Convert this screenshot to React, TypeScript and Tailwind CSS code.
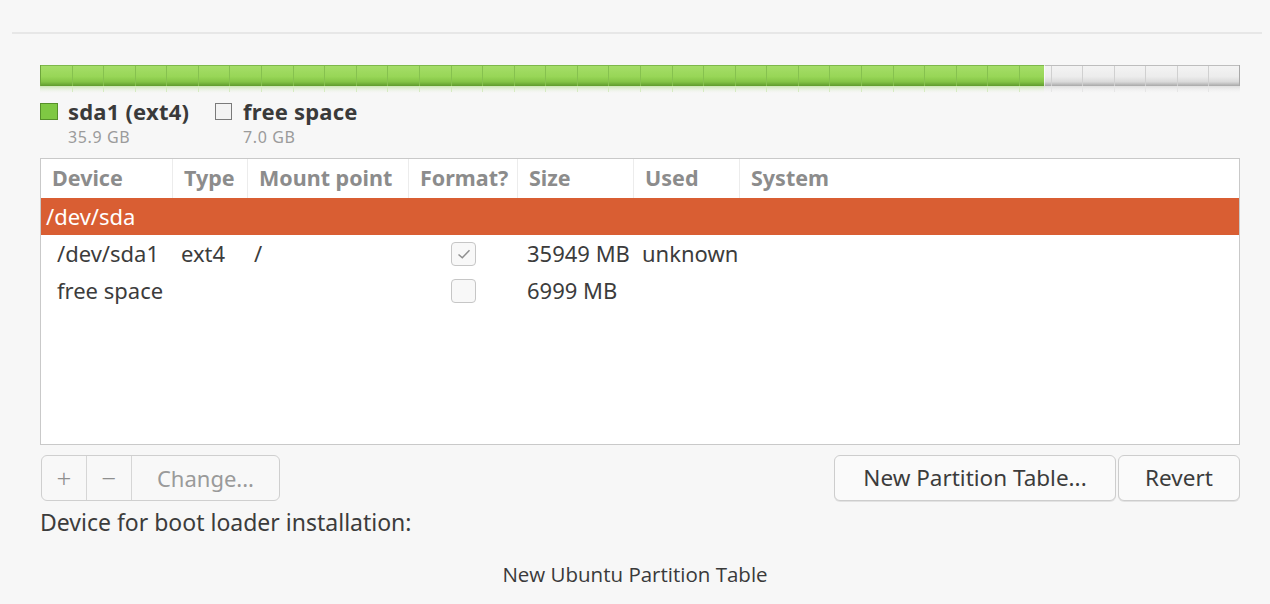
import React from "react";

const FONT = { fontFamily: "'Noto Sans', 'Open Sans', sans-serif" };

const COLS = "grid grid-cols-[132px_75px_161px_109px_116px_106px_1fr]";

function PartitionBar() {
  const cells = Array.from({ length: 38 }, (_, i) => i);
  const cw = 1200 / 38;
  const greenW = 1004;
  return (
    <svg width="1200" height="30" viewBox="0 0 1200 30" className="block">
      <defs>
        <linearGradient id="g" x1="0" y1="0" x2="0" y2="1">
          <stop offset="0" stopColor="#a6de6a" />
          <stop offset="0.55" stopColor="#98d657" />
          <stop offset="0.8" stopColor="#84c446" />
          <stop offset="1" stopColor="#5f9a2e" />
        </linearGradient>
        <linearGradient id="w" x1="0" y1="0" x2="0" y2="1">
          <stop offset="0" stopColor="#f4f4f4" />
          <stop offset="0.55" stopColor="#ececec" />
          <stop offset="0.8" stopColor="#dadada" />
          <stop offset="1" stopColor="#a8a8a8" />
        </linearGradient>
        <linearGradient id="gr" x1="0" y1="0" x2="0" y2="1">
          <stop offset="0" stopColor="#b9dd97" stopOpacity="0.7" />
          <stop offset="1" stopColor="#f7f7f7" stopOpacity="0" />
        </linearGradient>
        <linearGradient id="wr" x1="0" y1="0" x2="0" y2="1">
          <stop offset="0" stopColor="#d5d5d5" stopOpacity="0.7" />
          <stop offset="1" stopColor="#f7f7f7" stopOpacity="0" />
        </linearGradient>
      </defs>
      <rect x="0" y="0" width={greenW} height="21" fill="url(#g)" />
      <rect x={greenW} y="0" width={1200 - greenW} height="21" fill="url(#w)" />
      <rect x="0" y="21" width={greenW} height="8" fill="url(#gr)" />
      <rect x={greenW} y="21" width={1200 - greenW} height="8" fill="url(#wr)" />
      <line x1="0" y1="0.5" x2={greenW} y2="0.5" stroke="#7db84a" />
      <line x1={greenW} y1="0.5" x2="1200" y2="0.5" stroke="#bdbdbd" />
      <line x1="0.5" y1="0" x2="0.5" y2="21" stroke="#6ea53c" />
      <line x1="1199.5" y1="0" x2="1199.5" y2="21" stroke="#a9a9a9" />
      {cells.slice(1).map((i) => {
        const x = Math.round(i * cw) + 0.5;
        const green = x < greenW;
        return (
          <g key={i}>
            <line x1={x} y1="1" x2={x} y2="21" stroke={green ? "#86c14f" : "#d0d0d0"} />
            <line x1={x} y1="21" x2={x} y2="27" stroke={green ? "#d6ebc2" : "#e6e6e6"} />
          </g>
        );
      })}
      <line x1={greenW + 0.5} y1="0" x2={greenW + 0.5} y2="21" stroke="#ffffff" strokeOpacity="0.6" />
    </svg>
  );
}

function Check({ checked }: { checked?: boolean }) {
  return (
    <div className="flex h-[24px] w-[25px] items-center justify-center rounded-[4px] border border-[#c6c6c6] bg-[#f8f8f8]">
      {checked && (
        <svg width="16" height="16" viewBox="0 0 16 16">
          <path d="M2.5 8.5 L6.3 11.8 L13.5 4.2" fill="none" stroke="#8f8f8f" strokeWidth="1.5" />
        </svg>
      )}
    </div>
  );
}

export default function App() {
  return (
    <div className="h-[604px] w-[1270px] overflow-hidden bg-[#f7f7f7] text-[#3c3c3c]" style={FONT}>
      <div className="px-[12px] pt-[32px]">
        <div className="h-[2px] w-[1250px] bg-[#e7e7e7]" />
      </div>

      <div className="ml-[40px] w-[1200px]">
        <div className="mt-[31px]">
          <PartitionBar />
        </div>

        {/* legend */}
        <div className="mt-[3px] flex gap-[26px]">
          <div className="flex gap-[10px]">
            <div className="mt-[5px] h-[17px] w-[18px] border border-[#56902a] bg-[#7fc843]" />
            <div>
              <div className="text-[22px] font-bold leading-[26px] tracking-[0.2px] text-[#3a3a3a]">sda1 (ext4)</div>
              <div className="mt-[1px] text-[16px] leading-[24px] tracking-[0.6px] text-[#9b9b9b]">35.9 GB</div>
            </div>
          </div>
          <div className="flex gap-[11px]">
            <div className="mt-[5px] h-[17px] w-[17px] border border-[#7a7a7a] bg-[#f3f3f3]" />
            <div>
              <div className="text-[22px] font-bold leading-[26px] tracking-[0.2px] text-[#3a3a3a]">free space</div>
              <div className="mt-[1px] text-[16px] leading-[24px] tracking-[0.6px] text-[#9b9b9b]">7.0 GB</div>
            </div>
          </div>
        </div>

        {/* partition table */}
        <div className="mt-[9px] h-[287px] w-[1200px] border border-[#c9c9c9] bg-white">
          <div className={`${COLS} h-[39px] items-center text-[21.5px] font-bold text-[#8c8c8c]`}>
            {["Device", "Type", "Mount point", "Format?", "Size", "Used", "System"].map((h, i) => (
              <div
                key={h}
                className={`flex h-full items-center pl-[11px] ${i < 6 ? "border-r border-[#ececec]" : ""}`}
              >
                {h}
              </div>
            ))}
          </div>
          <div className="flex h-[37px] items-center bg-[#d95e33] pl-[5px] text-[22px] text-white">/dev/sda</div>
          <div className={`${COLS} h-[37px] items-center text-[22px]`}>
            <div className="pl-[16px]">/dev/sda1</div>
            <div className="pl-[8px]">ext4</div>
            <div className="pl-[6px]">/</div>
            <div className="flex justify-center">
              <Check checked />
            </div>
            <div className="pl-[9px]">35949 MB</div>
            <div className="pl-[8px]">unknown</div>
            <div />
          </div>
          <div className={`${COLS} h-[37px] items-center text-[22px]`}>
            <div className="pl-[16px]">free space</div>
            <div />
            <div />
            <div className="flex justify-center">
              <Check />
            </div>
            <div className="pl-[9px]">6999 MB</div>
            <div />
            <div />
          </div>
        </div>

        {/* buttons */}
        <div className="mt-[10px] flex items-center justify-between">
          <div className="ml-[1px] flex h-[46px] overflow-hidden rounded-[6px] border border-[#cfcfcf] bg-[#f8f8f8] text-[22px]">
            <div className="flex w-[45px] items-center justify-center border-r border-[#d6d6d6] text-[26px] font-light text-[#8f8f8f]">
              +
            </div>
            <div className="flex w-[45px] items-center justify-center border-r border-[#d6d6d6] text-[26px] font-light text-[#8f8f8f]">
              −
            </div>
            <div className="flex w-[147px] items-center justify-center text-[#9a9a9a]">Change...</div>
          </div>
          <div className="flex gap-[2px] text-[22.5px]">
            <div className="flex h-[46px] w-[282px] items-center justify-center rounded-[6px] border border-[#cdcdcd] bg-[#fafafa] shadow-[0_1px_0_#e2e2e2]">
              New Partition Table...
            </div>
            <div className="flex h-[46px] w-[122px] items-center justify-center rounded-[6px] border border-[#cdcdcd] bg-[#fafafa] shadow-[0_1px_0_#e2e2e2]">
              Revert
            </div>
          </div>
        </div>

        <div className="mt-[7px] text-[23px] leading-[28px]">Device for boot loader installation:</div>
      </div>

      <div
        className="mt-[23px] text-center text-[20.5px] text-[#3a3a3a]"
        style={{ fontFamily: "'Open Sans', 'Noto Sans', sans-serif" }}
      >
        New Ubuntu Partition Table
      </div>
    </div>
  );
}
---
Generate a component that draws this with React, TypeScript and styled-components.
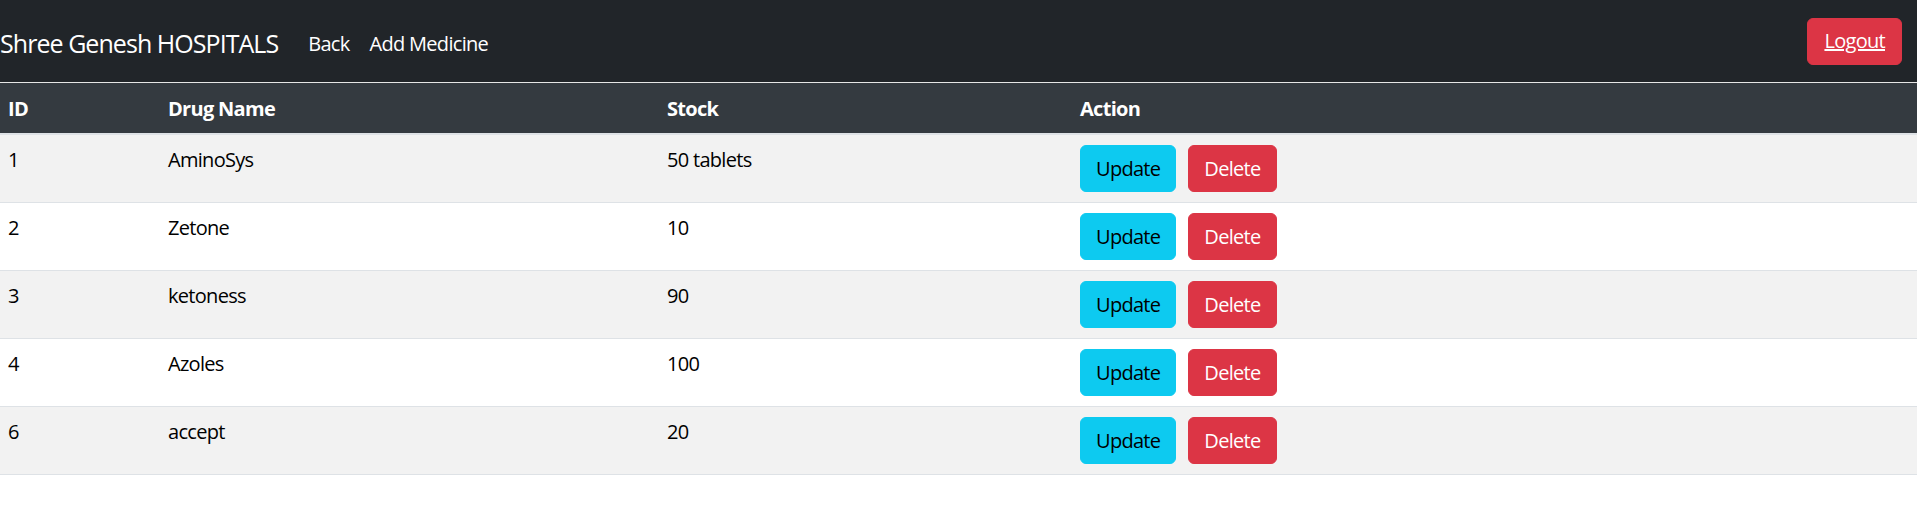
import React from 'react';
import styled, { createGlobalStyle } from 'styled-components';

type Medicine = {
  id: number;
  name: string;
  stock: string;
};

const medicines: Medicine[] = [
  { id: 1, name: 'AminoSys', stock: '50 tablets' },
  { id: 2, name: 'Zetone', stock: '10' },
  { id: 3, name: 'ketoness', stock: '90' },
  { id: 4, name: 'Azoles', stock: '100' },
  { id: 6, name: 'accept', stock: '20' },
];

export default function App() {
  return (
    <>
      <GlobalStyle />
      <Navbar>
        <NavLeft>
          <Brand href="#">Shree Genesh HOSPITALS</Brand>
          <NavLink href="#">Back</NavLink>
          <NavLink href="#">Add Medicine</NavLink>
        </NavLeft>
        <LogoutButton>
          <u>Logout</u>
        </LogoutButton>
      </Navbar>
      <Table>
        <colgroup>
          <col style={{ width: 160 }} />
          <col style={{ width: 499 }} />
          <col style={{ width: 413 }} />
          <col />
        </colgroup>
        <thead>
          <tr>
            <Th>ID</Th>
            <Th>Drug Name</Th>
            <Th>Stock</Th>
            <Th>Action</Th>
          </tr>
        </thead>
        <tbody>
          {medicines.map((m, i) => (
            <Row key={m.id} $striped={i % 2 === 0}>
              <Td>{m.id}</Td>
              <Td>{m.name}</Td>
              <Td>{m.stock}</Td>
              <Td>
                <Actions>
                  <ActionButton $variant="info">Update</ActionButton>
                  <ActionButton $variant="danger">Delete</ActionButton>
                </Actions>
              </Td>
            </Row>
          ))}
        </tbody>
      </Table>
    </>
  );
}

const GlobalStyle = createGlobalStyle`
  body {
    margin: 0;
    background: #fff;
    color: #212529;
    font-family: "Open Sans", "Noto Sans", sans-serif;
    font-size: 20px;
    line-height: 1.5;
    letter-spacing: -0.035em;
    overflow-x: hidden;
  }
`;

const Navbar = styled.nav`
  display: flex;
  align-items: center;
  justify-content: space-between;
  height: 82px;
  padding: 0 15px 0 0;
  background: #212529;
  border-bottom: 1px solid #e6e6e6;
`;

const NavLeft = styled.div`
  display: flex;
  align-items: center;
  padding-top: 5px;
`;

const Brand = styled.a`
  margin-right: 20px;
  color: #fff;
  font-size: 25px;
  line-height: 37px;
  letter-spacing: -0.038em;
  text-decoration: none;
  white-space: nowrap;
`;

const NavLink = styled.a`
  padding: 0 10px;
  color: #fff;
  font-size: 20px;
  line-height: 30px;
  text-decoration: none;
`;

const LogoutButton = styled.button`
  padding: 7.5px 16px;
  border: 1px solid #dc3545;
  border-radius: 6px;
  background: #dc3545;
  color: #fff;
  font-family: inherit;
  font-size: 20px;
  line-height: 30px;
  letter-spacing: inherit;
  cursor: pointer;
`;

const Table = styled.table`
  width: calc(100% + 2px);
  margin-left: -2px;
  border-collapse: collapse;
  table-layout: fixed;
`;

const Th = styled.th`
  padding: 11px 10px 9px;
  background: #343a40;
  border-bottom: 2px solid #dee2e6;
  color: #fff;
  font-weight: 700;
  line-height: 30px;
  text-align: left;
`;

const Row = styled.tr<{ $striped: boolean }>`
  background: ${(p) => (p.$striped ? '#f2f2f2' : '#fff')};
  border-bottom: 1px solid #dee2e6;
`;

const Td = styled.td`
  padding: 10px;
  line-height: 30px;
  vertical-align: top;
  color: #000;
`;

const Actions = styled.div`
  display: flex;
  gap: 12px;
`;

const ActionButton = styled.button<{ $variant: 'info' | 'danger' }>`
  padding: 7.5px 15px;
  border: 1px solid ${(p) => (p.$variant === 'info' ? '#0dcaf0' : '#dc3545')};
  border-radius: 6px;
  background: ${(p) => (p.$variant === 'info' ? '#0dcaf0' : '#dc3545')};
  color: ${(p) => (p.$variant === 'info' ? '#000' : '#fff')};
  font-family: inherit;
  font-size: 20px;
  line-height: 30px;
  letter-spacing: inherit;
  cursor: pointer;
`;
...
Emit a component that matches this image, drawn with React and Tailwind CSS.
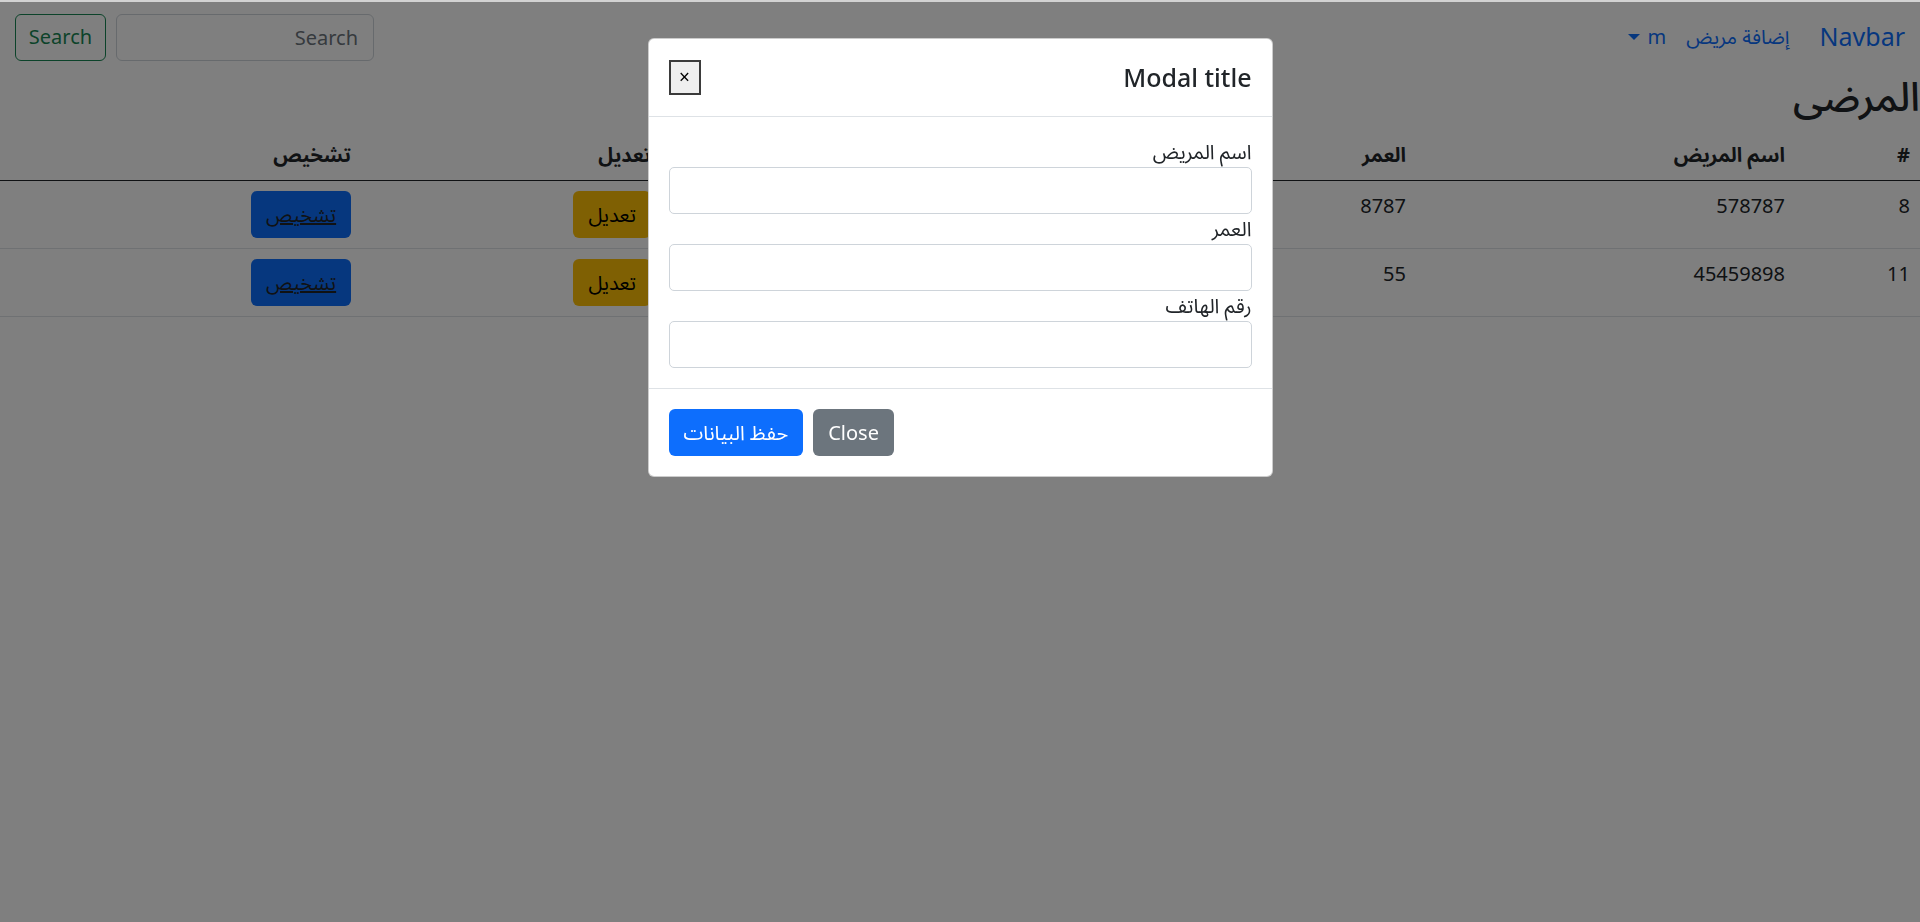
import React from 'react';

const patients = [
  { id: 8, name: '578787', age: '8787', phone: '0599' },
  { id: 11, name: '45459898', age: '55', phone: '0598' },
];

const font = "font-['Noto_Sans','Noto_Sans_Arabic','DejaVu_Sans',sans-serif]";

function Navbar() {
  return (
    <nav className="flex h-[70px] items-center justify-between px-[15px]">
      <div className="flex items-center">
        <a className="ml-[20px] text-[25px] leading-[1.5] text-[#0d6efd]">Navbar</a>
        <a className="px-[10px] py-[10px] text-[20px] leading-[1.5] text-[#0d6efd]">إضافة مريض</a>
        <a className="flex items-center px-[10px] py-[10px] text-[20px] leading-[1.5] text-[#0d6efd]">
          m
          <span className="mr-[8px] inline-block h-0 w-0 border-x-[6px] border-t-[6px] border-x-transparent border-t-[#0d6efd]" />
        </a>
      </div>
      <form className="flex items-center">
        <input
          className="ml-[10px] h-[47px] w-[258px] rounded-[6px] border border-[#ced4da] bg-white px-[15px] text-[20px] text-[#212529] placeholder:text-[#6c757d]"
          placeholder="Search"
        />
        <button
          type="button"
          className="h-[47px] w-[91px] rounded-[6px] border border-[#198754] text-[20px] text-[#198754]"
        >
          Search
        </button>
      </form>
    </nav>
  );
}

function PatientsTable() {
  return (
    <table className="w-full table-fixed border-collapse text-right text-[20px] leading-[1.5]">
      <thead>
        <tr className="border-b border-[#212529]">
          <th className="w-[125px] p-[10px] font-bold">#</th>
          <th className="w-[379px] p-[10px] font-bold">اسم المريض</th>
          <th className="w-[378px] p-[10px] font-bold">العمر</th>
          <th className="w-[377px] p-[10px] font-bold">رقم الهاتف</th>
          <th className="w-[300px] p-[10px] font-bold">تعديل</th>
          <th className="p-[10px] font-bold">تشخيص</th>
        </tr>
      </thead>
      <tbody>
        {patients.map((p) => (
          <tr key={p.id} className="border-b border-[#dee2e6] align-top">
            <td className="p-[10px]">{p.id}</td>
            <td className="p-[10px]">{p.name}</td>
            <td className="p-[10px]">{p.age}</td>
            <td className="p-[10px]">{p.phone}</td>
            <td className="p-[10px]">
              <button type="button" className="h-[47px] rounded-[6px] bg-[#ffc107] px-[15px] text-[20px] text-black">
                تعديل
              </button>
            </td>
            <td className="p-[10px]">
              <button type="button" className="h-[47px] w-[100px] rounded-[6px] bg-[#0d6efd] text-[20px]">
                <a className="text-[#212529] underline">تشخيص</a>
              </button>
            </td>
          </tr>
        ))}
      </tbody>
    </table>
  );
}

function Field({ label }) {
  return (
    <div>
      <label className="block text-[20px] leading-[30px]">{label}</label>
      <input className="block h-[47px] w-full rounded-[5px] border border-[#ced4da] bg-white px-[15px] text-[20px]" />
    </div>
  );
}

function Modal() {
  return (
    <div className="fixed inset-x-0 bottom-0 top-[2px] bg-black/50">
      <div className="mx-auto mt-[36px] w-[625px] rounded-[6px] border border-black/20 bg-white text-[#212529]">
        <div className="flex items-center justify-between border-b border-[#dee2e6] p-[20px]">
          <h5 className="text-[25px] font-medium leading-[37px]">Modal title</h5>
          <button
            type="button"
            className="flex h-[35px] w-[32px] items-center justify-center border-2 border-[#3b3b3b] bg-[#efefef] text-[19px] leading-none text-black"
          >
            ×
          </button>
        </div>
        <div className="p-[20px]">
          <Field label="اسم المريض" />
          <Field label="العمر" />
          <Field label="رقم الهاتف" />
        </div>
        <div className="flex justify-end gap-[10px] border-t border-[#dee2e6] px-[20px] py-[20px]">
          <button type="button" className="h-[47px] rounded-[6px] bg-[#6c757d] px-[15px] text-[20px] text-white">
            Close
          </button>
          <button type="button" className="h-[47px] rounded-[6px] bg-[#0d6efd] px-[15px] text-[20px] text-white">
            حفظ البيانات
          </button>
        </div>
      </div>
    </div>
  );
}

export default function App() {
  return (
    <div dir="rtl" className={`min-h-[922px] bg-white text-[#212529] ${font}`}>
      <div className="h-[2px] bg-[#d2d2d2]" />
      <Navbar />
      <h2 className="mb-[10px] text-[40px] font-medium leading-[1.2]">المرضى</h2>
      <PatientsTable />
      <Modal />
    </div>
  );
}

**Problem description**: Count the lines in the entries that hold the word "this", and give nothing but the total.

**Worked answer**: 3